Restate the material word for word and leave out anything that is a picture.

::: EXTRACTED MATERIAL

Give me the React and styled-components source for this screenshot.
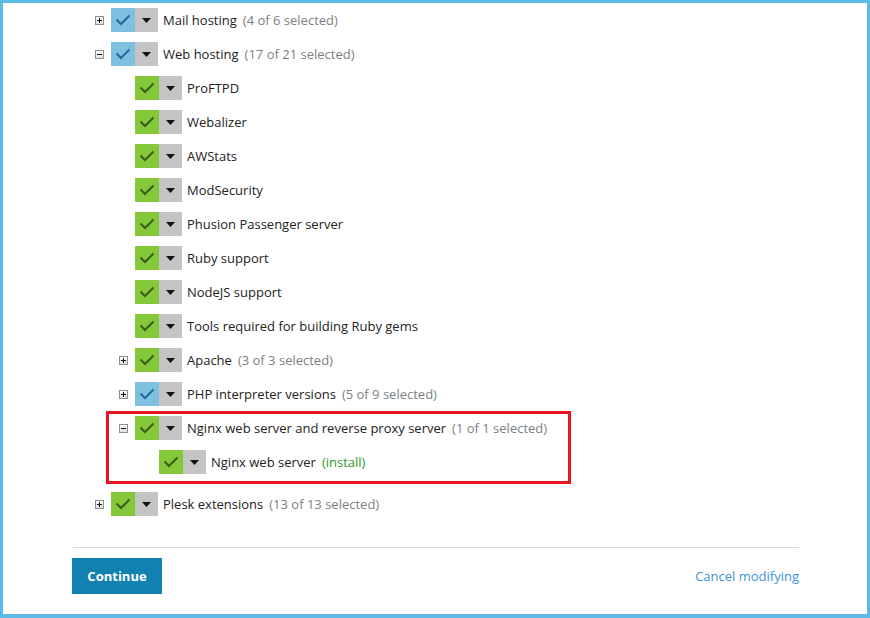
import React from "react";
import styled, { createGlobalStyle } from "styled-components";

const GlobalStyle = createGlobalStyle`
  html, body { margin: 0; padding: 0; background: #fff; }
  body { font-family: "Open Sans", "Liberation Sans", sans-serif; }
`;

const Frame = styled.div`
  box-sizing: border-box;
  width: 870px;
  height: 618px;
  border: 3px solid #5bbbe5;
  border-bottom-width: 4px;
  background: #fff;
  overflow: hidden;
`;

const Content = styled.div`
  width: 727px;
  margin-left: 69px;
`;

const List = styled.div`
  display: flex;
  flex-direction: column;
`;

const Row = styled.div`
  display: flex;
  align-items: center;
  height: 34px;
  padding-left: ${(p) => 23 + p.$level * 24}px;
  font-size: 13px;
  color: #222;
`;

const Expander = styled.span`
  box-sizing: border-box;
  width: 9px;
  height: 9px;
  margin-right: 7px;
  border: 1px solid #8a8f96;
  background: linear-gradient(#fff, #dde0e4);
  display: flex;
  align-items: center;
  justify-content: center;
  visibility: ${(p) => (p.$hidden ? "hidden" : "visible")};
`;

const Toggle = styled.div`
  display: flex;
  height: 24px;
  margin-right: 5px;
`;

const CheckPart = styled.span`
  width: 24px;
  height: 24px;
  display: flex;
  align-items: center;
  justify-content: center;
  background: ${(p) => (p.$partial ? "#7dc0df" : "#85c83a")};
`;

const CaretPart = styled.span`
  width: 23px;
  height: 24px;
  display: flex;
  align-items: center;
  justify-content: center;
  background: #c4c4c4;
`;

const Count = styled.span`
  margin-left: 6px;
  color: ${(p) => (p.$install ? "#2c9a2c" : "#7b7f84")};
`;

const Highlight = styled.div`
  position: relative;
  margin-bottom: 8px;

  &::after {
    content: "";
    position: absolute;
    top: 0;
    left: 34px;
    width: 465px;
    bottom: -5px;
    box-sizing: border-box;
    border: 3px solid #e8141f;
    pointer-events: none;
  }
`;

const Separator = styled.hr`
  margin: 26px 0 0 1px;
  border: none;
  border-top: 1px solid #dadada;
  height: 0;
`;

const Footer = styled.div`
  display: flex;
  align-items: center;
  justify-content: space-between;
  margin-top: 10px;
`;

const Button = styled.button`
  width: 90px;
  height: 36px;
  border: none;
  background: #1280b1;
  color: #fff;
  font-family: "Open Sans", "Liberation Sans", sans-serif;
  font-size: 13px;
  font-weight: 700;
  cursor: pointer;
`;

const CancelLink = styled.a`
  font-size: 13px;
  color: #3c94dc;
  text-decoration: none;
  cursor: pointer;
`;

function ExpandIcon({ open }) {
  return (
    <svg width="7" height="7" viewBox="0 0 7 7">
      <rect x="1" y="3" width="5" height="1" fill="#111" />
      {!open && <rect x="3" y="1" width="1" height="5" fill="#111" />}
    </svg>
  );
}

function Check({ partial }) {
  return (
    <svg width="16" height="12" viewBox="0 0 16 12">
      <polyline
        points="1.5,5.5 6,10 14.5,1.5"
        fill="none"
        stroke={partial ? "#1b6e9c" : "#3b5b1f"}
        strokeWidth="2"
      />
    </svg>
  );
}

function Caret() {
  return (
    <svg width="9" height="5" viewBox="0 0 9 5">
      <polygon points="0,0 9,0 4.5,5" fill="#111" />
    </svg>
  );
}

function Item({ level, expander, open, partial, label, count, install }) {
  return (
    <Row $level={level}>
      <Expander $hidden={!expander}>{expander && <ExpandIcon open={open} />}</Expander>
      <Toggle>
        <CheckPart $partial={partial}>
          <Check partial={partial} />
        </CheckPart>
        <CaretPart>
          <Caret />
        </CaretPart>
      </Toggle>
      <span>{label}</span>
      {count && <Count $install={install}>{count}</Count>}
    </Row>
  );
}

const webChildren = [
  "ProFTPD",
  "Webalizer",
  "AWStats",
  "ModSecurity",
  "Phusion Passenger server",
  "Ruby support",
  "NodeJS support",
  "Tools required for building Ruby gems",
];

export default function App() {
  return (
    <Frame>
      <GlobalStyle />
      <Content>
        <List>
          <Item level={0} expander partial label="Mail hosting" count="(4 of 6 selected)" />
          <Item level={0} expander open partial label="Web hosting" count="(17 of 21 selected)" />
          {webChildren.map((name) => (
            <Item key={name} level={1} label={name} />
          ))}
          <Item level={1} expander label="Apache" count="(3 of 3 selected)" />
          <Item level={1} expander partial label="PHP interpreter versions" count="(5 of 9 selected)" />
          <Highlight>
            <Item
              level={1}
              expander
              open
              label="Nginx web server and reverse proxy server"
              count="(1 of 1 selected)"
            />
            <Item level={2} label="Nginx web server" count="(install)" install />
          </Highlight>
          <Item level={0} expander label="Plesk extensions" count="(13 of 13 selected)" />
        </List>
        <Separator />
        <Footer>
          <Button>Continue</Button>
          <CancelLink>Cancel modifying</CancelLink>
        </Footer>
      </Content>
    </Frame>
  );
}
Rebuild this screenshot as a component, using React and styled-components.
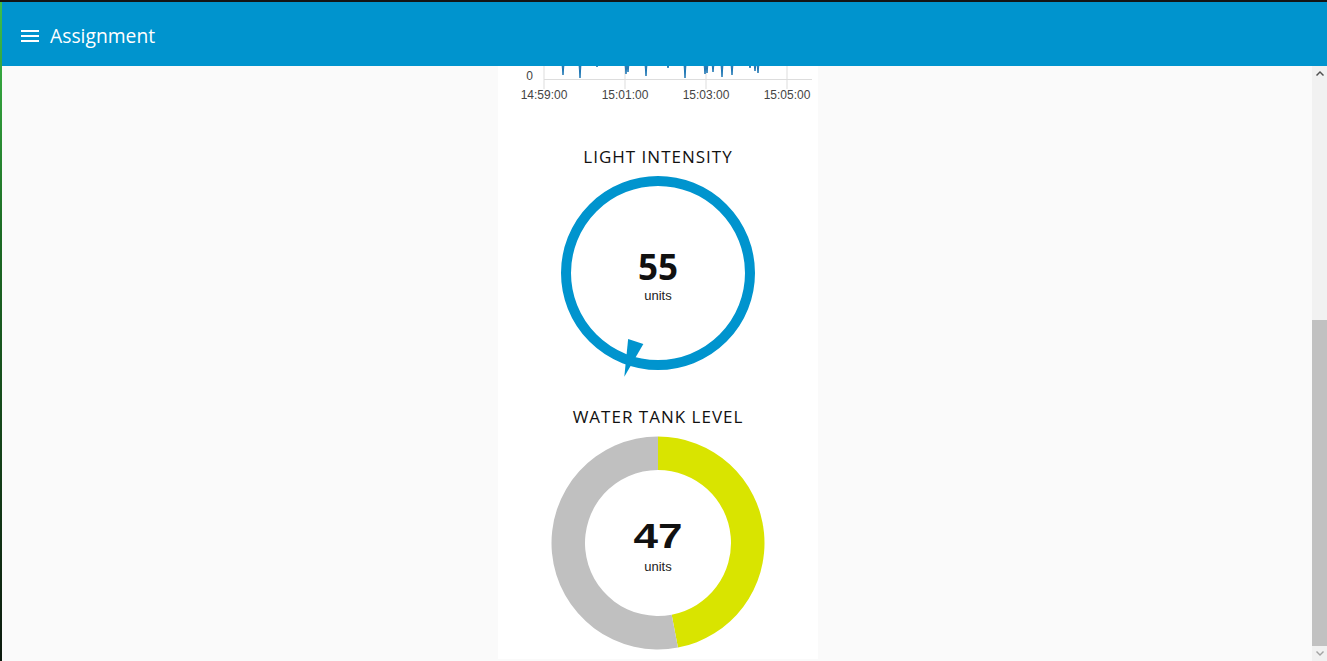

::::::

__SOLUTION TO THIS EXERCISE__:
Give me the React and styled-components source for this screenshot.
import React from "react";
import styled, { createGlobalStyle } from "styled-components";

const GlobalStyle = createGlobalStyle`
  html, body { margin: 0; padding: 0; background: #fff; }
  body { font-family: "Open Sans", "Liberation Sans", sans-serif; }
`;

const Frame = styled.div`
  box-sizing: border-box;
  width: 870px;
  height: 618px;
  border: 3px solid #5bbbe5;
  border-bottom-width: 4px;
  background: #fff;
  overflow: hidden;
`;

const Content = styled.div`
  width: 727px;
  margin-left: 69px;
`;

const List = styled.div`
  display: flex;
  flex-direction: column;
`;

const Row = styled.div`
  display: flex;
  align-items: center;
  height: 34px;
  padding-left: ${(p) => 23 + p.$level * 24}px;
  font-size: 13px;
  color: #222;
`;

const Expander = styled.span`
  box-sizing: border-box;
  width: 9px;
  height: 9px;
  margin-right: 7px;
  border: 1px solid #8a8f96;
  background: linear-gradient(#fff, #dde0e4);
  display: flex;
  align-items: center;
  justify-content: center;
  visibility: ${(p) => (p.$hidden ? "hidden" : "visible")};
`;

const Toggle = styled.div`
  display: flex;
  height: 24px;
  margin-right: 5px;
`;

const CheckPart = styled.span`
  width: 24px;
  height: 24px;
  display: flex;
  align-items: center;
  justify-content: center;
  background: ${(p) => (p.$partial ? "#7dc0df" : "#85c83a")};
`;

const CaretPart = styled.span`
  width: 23px;
  height: 24px;
  display: flex;
  align-items: center;
  justify-content: center;
  background: #c4c4c4;
`;

const Count = styled.span`
  margin-left: 6px;
  color: ${(p) => (p.$install ? "#2c9a2c" : "#7b7f84")};
`;

const Highlight = styled.div`
  position: relative;
  margin-bottom: 8px;

  &::after {
    content: "";
    position: absolute;
    top: 0;
    left: 34px;
    width: 465px;
    bottom: -5px;
    box-sizing: border-box;
    border: 3px solid #e8141f;
    pointer-events: none;
  }
`;

const Separator = styled.hr`
  margin: 26px 0 0 1px;
  border: none;
  border-top: 1px solid #dadada;
  height: 0;
`;

const Footer = styled.div`
  display: flex;
  align-items: center;
  justify-content: space-between;
  margin-top: 10px;
`;

const Button = styled.button`
  width: 90px;
  height: 36px;
  border: none;
  background: #1280b1;
  color: #fff;
  font-family: "Open Sans", "Liberation Sans", sans-serif;
  font-size: 13px;
  font-weight: 700;
  cursor: pointer;
`;

const CancelLink = styled.a`
  font-size: 13px;
  color: #3c94dc;
  text-decoration: none;
  cursor: pointer;
`;

function ExpandIcon({ open }) {
  return (
    <svg width="7" height="7" viewBox="0 0 7 7">
      <rect x="1" y="3" width="5" height="1" fill="#111" />
      {!open && <rect x="3" y="1" width="1" height="5" fill="#111" />}
    </svg>
  );
}

function Check({ partial }) {
  return (
    <svg width="16" height="12" viewBox="0 0 16 12">
      <polyline
        points="1.5,5.5 6,10 14.5,1.5"
        fill="none"
        stroke={partial ? "#1b6e9c" : "#3b5b1f"}
        strokeWidth="2"
      />
    </svg>
  );
}

function Caret() {
  return (
    <svg width="9" height="5" viewBox="0 0 9 5">
      <polygon points="0,0 9,0 4.5,5" fill="#111" />
    </svg>
  );
}

function Item({ level, expander, open, partial, label, count, install }) {
  return (
    <Row $level={level}>
      <Expander $hidden={!expander}>{expander && <ExpandIcon open={open} />}</Expander>
      <Toggle>
        <CheckPart $partial={partial}>
          <Check partial={partial} />
        </CheckPart>
        <CaretPart>
          <Caret />
        </CaretPart>
      </Toggle>
      <span>{label}</span>
      {count && <Count $install={install}>{count}</Count>}
    </Row>
  );
}

const webChildren = [
  "ProFTPD",
  "Webalizer",
  "AWStats",
  "ModSecurity",
  "Phusion Passenger server",
  "Ruby support",
  "NodeJS support",
  "Tools required for building Ruby gems",
];

export default function App() {
  return (
    <Frame>
      <GlobalStyle />
      <Content>
        <List>
          <Item level={0} expander partial label="Mail hosting" count="(4 of 6 selected)" />
          <Item level={0} expander open partial label="Web hosting" count="(17 of 21 selected)" />
          {webChildren.map((name) => (
            <Item key={name} level={1} label={name} />
          ))}
          <Item level={1} expander label="Apache" count="(3 of 3 selected)" />
          <Item level={1} expander partial label="PHP interpreter versions" count="(5 of 9 selected)" />
          <Highlight>
            <Item
              level={1}
              expander
              open
              label="Nginx web server and reverse proxy server"
              count="(1 of 1 selected)"
            />
            <Item level={2} label="Nginx web server" count="(install)" install />
          </Highlight>
          <Item level={0} expander label="Plesk extensions" count="(13 of 13 selected)" />
        </List>
        <Separator />
        <Footer>
          <Button>Continue</Button>
          <CancelLink>Cancel modifying</CancelLink>
        </Footer>
      </Content>
    </Frame>
  );
}
Rebuild this screenshot as a component, using React and styled-components.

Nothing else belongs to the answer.